[DIRECTIONS]
With the pictures left out, copy the listing below exactly.

┌──

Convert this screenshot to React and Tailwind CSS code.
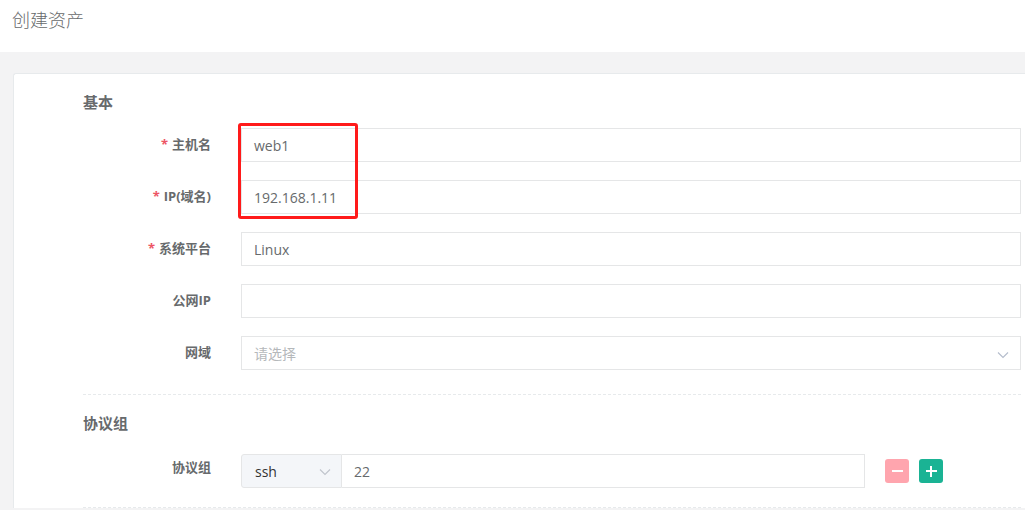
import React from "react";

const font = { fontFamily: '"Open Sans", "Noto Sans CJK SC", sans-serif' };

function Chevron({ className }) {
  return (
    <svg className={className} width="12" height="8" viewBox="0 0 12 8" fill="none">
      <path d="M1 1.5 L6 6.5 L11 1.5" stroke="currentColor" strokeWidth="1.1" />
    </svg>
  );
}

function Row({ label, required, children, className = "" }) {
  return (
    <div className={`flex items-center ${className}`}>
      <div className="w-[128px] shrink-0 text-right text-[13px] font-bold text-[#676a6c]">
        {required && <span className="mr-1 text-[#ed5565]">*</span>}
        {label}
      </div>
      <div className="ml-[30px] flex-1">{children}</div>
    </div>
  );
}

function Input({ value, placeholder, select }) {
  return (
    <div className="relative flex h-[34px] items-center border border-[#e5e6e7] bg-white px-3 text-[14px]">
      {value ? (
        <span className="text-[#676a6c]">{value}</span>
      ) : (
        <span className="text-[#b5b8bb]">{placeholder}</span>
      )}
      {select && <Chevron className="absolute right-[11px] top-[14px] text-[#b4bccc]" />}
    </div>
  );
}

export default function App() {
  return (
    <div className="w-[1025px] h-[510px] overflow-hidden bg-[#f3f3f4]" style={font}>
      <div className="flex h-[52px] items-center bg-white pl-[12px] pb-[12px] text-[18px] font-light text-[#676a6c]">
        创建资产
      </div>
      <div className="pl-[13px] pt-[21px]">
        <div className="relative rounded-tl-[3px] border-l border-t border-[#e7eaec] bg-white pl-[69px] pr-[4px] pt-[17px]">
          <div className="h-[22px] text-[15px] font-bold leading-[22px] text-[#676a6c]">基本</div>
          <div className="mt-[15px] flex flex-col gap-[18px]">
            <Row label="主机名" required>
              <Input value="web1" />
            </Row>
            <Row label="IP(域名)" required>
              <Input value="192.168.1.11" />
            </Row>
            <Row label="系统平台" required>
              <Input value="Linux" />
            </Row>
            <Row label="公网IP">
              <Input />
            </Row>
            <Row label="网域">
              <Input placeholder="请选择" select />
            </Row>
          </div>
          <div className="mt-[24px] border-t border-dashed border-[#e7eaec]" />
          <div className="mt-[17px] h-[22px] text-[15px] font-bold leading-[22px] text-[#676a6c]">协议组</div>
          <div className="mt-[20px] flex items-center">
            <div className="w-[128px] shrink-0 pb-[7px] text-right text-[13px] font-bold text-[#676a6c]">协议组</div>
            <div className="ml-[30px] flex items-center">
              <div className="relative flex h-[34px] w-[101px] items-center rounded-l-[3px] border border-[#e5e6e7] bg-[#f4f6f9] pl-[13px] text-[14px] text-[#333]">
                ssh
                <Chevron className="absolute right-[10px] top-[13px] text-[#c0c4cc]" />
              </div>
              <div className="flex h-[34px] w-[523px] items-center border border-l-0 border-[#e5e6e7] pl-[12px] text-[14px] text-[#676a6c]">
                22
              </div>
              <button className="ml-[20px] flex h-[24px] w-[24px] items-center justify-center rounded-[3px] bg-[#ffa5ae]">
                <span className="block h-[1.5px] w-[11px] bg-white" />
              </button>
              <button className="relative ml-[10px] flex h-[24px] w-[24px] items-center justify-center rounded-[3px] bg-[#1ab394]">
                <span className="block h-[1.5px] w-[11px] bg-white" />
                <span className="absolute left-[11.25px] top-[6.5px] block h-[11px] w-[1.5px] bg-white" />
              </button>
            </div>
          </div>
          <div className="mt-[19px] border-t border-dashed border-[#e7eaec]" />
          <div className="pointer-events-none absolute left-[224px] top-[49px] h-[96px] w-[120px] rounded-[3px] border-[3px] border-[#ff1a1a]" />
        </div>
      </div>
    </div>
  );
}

└──

[RESULT FOR THIS EXERCISE]
Convert this screenshot to React and Tailwind CSS code.
import React from "react";

const font = { fontFamily: '"Open Sans", "Noto Sans CJK SC", sans-serif' };

function Chevron({ className }) {
  return (
    <svg className={className} width="12" height="8" viewBox="0 0 12 8" fill="none">
      <path d="M1 1.5 L6 6.5 L11 1.5" stroke="currentColor" strokeWidth="1.1" />
    </svg>
  );
}

function Row({ label, required, children, className = "" }) {
  return (
    <div className={`flex items-center ${className}`}>
      <div className="w-[128px] shrink-0 text-right text-[13px] font-bold text-[#676a6c]">
        {required && <span className="mr-1 text-[#ed5565]">*</span>}
        {label}
      </div>
      <div className="ml-[30px] flex-1">{children}</div>
    </div>
  );
}

function Input({ value, placeholder, select }) {
  return (
    <div className="relative flex h-[34px] items-center border border-[#e5e6e7] bg-white px-3 text-[14px]">
      {value ? (
        <span className="text-[#676a6c]">{value}</span>
      ) : (
        <span className="text-[#b5b8bb]">{placeholder}</span>
      )}
      {select && <Chevron className="absolute right-[11px] top-[14px] text-[#b4bccc]" />}
    </div>
  );
}

export default function App() {
  return (
    <div className="w-[1025px] h-[510px] overflow-hidden bg-[#f3f3f4]" style={font}>
      <div className="flex h-[52px] items-center bg-white pl-[12px] pb-[12px] text-[18px] font-light text-[#676a6c]">
        创建资产
      </div>
      <div className="pl-[13px] pt-[21px]">
        <div className="relative rounded-tl-[3px] border-l border-t border-[#e7eaec] bg-white pl-[69px] pr-[4px] pt-[17px]">
          <div className="h-[22px] text-[15px] font-bold leading-[22px] text-[#676a6c]">基本</div>
          <div className="mt-[15px] flex flex-col gap-[18px]">
            <Row label="主机名" required>
              <Input value="web1" />
            </Row>
            <Row label="IP(域名)" required>
              <Input value="192.168.1.11" />
            </Row>
            <Row label="系统平台" required>
              <Input value="Linux" />
            </Row>
            <Row label="公网IP">
              <Input />
            </Row>
            <Row label="网域">
              <Input placeholder="请选择" select />
            </Row>
          </div>
          <div className="mt-[24px] border-t border-dashed border-[#e7eaec]" />
          <div className="mt-[17px] h-[22px] text-[15px] font-bold leading-[22px] text-[#676a6c]">协议组</div>
          <div className="mt-[20px] flex items-center">
            <div className="w-[128px] shrink-0 pb-[7px] text-right text-[13px] font-bold text-[#676a6c]">协议组</div>
            <div className="ml-[30px] flex items-center">
              <div className="relative flex h-[34px] w-[101px] items-center rounded-l-[3px] border border-[#e5e6e7] bg-[#f4f6f9] pl-[13px] text-[14px] text-[#333]">
                ssh
                <Chevron className="absolute right-[10px] top-[13px] text-[#c0c4cc]" />
              </div>
              <div className="flex h-[34px] w-[523px] items-center border border-l-0 border-[#e5e6e7] pl-[12px] text-[14px] text-[#676a6c]">
                22
              </div>
              <button className="ml-[20px] flex h-[24px] w-[24px] items-center justify-center rounded-[3px] bg-[#ffa5ae]">
                <span className="block h-[1.5px] w-[11px] bg-white" />
              </button>
              <button className="relative ml-[10px] flex h-[24px] w-[24px] items-center justify-center rounded-[3px] bg-[#1ab394]">
                <span className="block h-[1.5px] w-[11px] bg-white" />
                <span className="absolute left-[11.25px] top-[6.5px] block h-[11px] w-[1.5px] bg-white" />
              </button>
            </div>
          </div>
          <div className="mt-[19px] border-t border-dashed border-[#e7eaec]" />
          <div className="pointer-events-none absolute left-[224px] top-[49px] h-[96px] w-[120px] rounded-[3px] border-[3px] border-[#ff1a1a]" />
        </div>
      </div>
    </div>
  );
}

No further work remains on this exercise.